* What is asked
Check every line below for the word "index" and copy each one that has it.

— Start of Material provided —

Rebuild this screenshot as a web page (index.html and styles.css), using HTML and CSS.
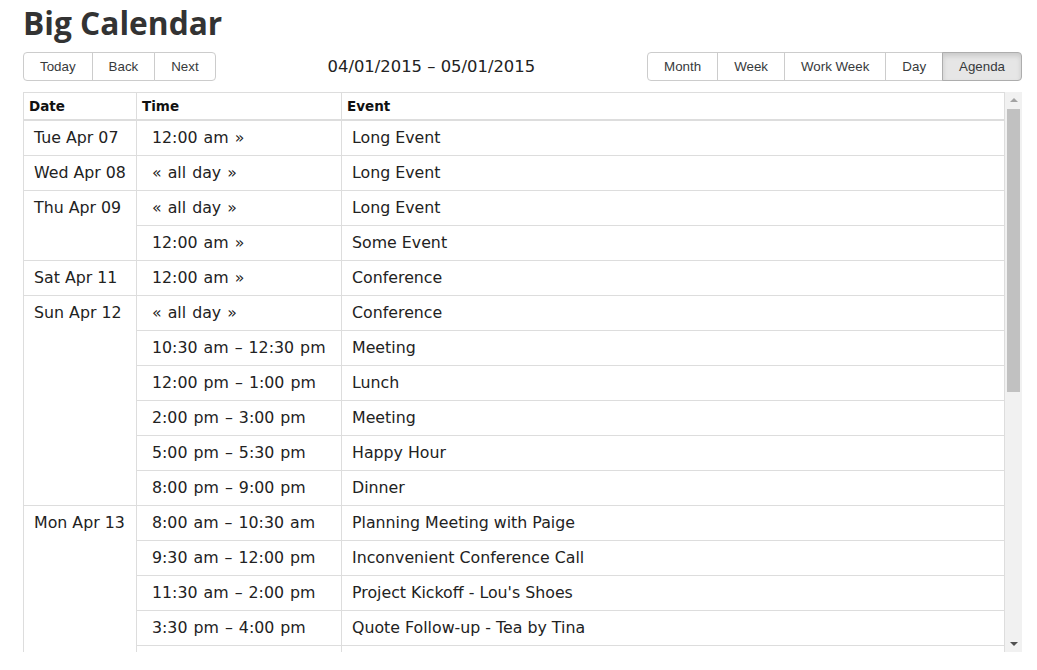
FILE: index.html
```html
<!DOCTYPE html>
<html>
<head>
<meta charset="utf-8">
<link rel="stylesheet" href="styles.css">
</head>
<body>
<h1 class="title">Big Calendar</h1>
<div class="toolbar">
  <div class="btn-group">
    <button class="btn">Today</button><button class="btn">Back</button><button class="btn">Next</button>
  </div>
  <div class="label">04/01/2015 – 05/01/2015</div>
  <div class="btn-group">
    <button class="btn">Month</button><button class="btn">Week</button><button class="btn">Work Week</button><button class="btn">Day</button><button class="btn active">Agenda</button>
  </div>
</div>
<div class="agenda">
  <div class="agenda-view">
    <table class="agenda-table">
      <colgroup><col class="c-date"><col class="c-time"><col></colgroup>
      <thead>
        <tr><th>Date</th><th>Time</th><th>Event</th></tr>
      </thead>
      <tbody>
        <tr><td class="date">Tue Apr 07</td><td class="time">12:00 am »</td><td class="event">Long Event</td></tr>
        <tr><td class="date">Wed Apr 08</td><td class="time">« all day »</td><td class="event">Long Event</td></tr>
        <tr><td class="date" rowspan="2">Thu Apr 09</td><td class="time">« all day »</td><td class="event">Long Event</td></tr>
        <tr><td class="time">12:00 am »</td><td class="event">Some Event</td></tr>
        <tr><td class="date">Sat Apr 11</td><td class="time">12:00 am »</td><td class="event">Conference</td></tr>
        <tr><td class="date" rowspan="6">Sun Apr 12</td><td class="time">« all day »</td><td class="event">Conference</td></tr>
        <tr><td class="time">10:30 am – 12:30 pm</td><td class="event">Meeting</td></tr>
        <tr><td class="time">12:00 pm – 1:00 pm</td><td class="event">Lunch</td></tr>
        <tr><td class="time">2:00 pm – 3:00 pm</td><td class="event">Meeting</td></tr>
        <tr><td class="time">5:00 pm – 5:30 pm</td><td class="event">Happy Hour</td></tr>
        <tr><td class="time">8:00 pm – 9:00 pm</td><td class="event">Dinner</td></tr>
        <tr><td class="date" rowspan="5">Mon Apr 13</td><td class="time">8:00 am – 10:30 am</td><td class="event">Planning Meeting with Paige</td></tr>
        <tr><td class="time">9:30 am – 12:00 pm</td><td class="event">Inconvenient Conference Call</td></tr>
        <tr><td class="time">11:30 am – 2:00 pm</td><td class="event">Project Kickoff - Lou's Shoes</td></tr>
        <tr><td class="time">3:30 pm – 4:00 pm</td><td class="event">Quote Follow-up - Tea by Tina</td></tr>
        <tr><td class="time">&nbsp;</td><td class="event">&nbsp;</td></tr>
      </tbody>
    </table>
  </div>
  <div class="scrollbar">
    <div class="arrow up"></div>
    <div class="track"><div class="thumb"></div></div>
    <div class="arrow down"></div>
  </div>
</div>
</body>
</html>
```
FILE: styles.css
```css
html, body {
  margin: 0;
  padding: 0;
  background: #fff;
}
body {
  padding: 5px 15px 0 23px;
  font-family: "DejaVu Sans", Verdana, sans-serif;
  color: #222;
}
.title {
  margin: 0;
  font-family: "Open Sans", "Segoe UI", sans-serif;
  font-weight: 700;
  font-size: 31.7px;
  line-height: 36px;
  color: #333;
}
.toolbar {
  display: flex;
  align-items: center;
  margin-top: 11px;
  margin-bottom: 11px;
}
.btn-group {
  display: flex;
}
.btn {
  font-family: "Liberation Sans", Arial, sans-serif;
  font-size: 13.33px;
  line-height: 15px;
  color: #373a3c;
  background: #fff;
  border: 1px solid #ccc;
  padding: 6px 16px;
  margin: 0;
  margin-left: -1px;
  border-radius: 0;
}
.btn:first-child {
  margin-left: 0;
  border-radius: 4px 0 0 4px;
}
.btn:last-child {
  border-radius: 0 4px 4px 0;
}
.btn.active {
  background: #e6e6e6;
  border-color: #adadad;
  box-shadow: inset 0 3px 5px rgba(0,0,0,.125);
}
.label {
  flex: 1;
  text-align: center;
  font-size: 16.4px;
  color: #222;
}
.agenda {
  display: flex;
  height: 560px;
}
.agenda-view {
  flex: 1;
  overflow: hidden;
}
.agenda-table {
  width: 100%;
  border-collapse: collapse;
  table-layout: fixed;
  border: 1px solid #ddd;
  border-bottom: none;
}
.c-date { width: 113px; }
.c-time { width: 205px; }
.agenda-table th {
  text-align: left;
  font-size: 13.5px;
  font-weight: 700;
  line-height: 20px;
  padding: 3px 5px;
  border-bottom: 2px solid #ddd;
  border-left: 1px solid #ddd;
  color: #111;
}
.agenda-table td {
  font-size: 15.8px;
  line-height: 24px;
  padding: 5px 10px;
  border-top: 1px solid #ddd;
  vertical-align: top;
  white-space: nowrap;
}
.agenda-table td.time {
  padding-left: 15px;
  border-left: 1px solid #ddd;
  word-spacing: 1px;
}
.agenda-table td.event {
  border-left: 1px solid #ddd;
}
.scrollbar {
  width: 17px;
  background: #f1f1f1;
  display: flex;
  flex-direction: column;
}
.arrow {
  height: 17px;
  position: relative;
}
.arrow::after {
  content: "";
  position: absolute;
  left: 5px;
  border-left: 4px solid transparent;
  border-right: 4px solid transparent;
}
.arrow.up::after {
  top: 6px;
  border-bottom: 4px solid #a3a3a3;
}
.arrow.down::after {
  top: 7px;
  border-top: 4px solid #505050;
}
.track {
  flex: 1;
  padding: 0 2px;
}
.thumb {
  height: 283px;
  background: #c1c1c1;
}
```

— End of Material provided —

* Written reply
Rebuild this screenshot as a web page (index.html and styles.css), using HTML and CSS.
FILE: index.html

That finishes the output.